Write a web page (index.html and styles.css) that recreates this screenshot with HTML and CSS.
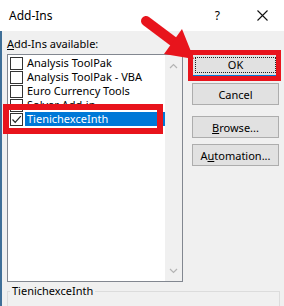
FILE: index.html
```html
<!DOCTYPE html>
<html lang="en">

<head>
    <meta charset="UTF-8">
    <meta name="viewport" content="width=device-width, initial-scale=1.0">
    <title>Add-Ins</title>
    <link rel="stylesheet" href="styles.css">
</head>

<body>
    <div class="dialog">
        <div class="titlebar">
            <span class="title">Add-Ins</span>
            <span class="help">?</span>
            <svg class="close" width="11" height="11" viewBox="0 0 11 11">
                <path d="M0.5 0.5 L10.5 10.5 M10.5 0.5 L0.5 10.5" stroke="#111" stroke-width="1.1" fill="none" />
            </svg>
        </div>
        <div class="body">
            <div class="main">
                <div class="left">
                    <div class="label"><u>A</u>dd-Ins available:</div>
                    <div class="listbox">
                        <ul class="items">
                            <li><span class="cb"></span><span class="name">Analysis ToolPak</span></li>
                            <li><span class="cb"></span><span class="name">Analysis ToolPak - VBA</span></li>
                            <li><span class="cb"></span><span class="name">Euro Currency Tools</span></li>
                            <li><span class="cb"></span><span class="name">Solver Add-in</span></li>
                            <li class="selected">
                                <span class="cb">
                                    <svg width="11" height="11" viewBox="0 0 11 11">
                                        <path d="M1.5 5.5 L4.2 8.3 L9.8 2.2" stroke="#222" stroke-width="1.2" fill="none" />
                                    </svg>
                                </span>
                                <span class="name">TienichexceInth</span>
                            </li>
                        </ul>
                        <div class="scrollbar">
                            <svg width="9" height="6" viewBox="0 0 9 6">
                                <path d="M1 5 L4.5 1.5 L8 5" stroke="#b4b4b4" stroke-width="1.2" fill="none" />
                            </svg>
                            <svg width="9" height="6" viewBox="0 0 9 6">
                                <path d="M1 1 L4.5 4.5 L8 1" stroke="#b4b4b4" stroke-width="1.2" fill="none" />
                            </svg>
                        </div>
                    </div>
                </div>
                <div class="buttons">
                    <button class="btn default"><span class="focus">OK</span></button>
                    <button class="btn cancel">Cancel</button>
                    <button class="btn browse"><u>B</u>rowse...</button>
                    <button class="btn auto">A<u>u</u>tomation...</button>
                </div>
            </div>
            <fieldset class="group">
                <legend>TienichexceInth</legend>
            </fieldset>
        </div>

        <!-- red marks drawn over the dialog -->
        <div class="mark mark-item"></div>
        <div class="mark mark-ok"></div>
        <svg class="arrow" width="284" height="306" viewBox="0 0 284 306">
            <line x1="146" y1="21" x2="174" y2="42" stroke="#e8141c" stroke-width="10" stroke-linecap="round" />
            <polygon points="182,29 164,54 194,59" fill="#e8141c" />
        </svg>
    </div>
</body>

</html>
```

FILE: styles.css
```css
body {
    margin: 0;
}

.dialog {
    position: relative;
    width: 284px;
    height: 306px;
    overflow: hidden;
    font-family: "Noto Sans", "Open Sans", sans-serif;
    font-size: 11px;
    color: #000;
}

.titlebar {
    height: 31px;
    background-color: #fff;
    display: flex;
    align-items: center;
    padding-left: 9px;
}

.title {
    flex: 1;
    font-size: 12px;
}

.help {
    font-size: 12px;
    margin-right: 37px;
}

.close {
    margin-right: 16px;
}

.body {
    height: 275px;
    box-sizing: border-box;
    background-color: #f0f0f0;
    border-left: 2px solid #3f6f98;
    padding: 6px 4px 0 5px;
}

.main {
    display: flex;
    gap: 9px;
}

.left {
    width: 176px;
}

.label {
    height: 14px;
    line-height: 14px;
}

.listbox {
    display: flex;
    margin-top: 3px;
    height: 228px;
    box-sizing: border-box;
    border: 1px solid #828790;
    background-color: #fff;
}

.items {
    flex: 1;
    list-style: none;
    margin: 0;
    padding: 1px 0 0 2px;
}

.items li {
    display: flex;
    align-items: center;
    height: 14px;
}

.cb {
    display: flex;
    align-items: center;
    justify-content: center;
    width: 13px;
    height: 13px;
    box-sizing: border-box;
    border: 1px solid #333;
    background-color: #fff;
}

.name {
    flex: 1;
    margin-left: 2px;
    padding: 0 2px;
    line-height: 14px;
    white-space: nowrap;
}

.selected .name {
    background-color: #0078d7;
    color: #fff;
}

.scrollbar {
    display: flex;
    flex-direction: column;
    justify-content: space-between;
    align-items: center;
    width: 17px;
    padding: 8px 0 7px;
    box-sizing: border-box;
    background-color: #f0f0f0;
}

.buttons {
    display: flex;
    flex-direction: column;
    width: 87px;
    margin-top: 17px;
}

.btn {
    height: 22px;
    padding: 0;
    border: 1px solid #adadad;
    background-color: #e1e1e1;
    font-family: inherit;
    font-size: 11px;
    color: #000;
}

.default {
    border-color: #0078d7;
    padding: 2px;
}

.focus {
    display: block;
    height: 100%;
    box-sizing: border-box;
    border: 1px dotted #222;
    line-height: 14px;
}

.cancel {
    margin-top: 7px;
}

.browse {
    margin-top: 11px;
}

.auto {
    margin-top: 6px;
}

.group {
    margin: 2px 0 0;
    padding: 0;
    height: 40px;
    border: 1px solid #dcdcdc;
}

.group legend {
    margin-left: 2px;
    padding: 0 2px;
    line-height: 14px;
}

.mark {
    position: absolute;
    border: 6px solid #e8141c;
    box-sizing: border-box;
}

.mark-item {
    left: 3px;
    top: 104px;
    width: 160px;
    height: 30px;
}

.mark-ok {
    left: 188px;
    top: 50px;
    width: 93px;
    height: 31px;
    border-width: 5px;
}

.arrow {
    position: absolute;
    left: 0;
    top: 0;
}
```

────────

DIRECTIONS FOR THIS TASK: Copy every line above word for word and exclude the pictures.

RESULT OF THIS EXERCISE:
Write a web page (index.html and styles.css) that recreates this screenshot with HTML and CSS.
FILE: index.html
```html
<!DOCTYPE html>
<html lang="en">

<head>
    <meta charset="UTF-8">
    <meta name="viewport" content="width=device-width, initial-scale=1.0">
    <title>Add-Ins</title>
    <link rel="stylesheet" href="styles.css">
</head>

<body>
    <div class="dialog">
        <div class="titlebar">
            <span class="title">Add-Ins</span>
            <span class="help">?</span>
            <svg class="close" width="11" height="11" viewBox="0 0 11 11">
                <path d="M0.5 0.5 L10.5 10.5 M10.5 0.5 L0.5 10.5" stroke="#111" stroke-width="1.1" fill="none" />
            </svg>
        </div>
        <div class="body">
            <div class="main">
                <div class="left">
                    <div class="label"><u>A</u>dd-Ins available:</div>
                    <div class="listbox">
                        <ul class="items">
                            <li><span class="cb"></span><span class="name">Analysis ToolPak</span></li>
                            <li><span class="cb"></span><span class="name">Analysis ToolPak - VBA</span></li>
                            <li><span class="cb"></span><span class="name">Euro Currency Tools</span></li>
                            <li><span class="cb"></span><span class="name">Solver Add-in</span></li>
                            <li class="selected">
                                <span class="cb">
                                    <svg width="11" height="11" viewBox="0 0 11 11">
                                        <path d="M1.5 5.5 L4.2 8.3 L9.8 2.2" stroke="#222" stroke-width="1.2" fill="none" />
                                    </svg>
                                </span>
                                <span class="name">TienichexceInth</span>
                            </li>
                        </ul>
                        <div class="scrollbar">
                            <svg width="9" height="6" viewBox="0 0 9 6">
                                <path d="M1 5 L4.5 1.5 L8 5" stroke="#b4b4b4" stroke-width="1.2" fill="none" />
                            </svg>
                            <svg width="9" height="6" viewBox="0 0 9 6">
                                <path d="M1 1 L4.5 4.5 L8 1" stroke="#b4b4b4" stroke-width="1.2" fill="none" />
                            </svg>
                        </div>
                    </div>
                </div>
                <div class="buttons">
                    <button class="btn default"><span class="focus">OK</span></button>
                    <button class="btn cancel">Cancel</button>
                    <button class="btn browse"><u>B</u>rowse...</button>
                    <button class="btn auto">A<u>u</u>tomation...</button>
                </div>
            </div>
            <fieldset class="group">
                <legend>TienichexceInth</legend>
            </fieldset>
        </div>

        <!-- red marks drawn over the dialog -->
        <div class="mark mark-item"></div>
        <div class="mark mark-ok"></div>
        <svg class="arrow" width="284" height="306" viewBox="0 0 284 306">
            <line x1="146" y1="21" x2="174" y2="42" stroke="#e8141c" stroke-width="10" stroke-linecap="round" />
            <polygon points="182,29 164,54 194,59" fill="#e8141c" />
        </svg>
    </div>
</body>

</html>
```

FILE: styles.css
```css
body {
    margin: 0;
}

.dialog {
    position: relative;
    width: 284px;
    height: 306px;
    overflow: hidden;
    font-family: "Noto Sans", "Open Sans", sans-serif;
    font-size: 11px;
    color: #000;
}

.titlebar {
    height: 31px;
    background-color: #fff;
    display: flex;
    align-items: center;
    padding-left: 9px;
}

.title {
    flex: 1;
    font-size: 12px;
}

.help {
    font-size: 12px;
    margin-right: 37px;
}

.close {
    margin-right: 16px;
}

.body {
    height: 275px;
    box-sizing: border-box;
    background-color: #f0f0f0;
    border-left: 2px solid #3f6f98;
    padding: 6px 4px 0 5px;
}

.main {
    display: flex;
    gap: 9px;
}

.left {
    width: 176px;
}

.label {
    height: 14px;
    line-height: 14px;
}

.listbox {
    display: flex;
    margin-top: 3px;
    height: 228px;
    box-sizing: border-box;
    border: 1px solid #828790;
    background-color: #fff;
}

.items {
    flex: 1;
    list-style: none;
    margin: 0;
    padding: 1px 0 0 2px;
}

.items li {
    display: flex;
    align-items: center;
    height: 14px;
}

.cb {
    display: flex;
    align-items: center;
    justify-content: center;
    width: 13px;
    height: 13px;
    box-sizing: border-box;
    border: 1px solid #333;
    background-color: #fff;
}

.name {
    flex: 1;
    margin-left: 2px;
    padding: 0 2px;
    line-height: 14px;
    white-space: nowrap;
}

.selected .name {
    background-color: #0078d7;
    color: #fff;
}

.scrollbar {
    display: flex;
    flex-direction: column;
    justify-content: space-between;
    align-items: center;
    width: 17px;
    padding: 8px 0 7px;
    box-sizing: border-box;
    background-color: #f0f0f0;
}

.buttons {
    display: flex;
    flex-direction: column;
    width: 87px;
    margin-top: 17px;
}

.btn {
    height: 22px;
    padding: 0;
    border: 1px solid #adadad;
    background-color: #e1e1e1;
    font-family: inherit;
    font-size: 11px;
    color: #000;
}

.default {
    border-color: #0078d7;
    padding: 2px;
}

.focus {
    display: block;
    height: 100%;
    box-sizing: border-box;
    border: 1px dotted #222;
    line-height: 14px;
}

.cancel {
    margin-top: 7px;
}

.browse {
    margin-top: 11px;
}

.auto {
    margin-top: 6px;
}

.group {
    margin: 2px 0 0;
    padding: 0;
    height: 40px;
    border: 1px solid #dcdcdc;
}

.group legend {
    margin-left: 2px;
    padding: 0 2px;
    line-height: 14px;
}

.mark {
    position: absolute;
    border: 6px solid #e8141c;
    box-sizing: border-box;
}

.mark-item {
    left: 3px;
    top: 104px;
    width: 160px;
    height: 30px;
}

.mark-ok {
    left: 188px;
    top: 50px;
    width: 93px;
    height: 31px;
    border-width: 5px;
}

.arrow {
    position: absolute;
    left: 0;
    top: 0;
}
```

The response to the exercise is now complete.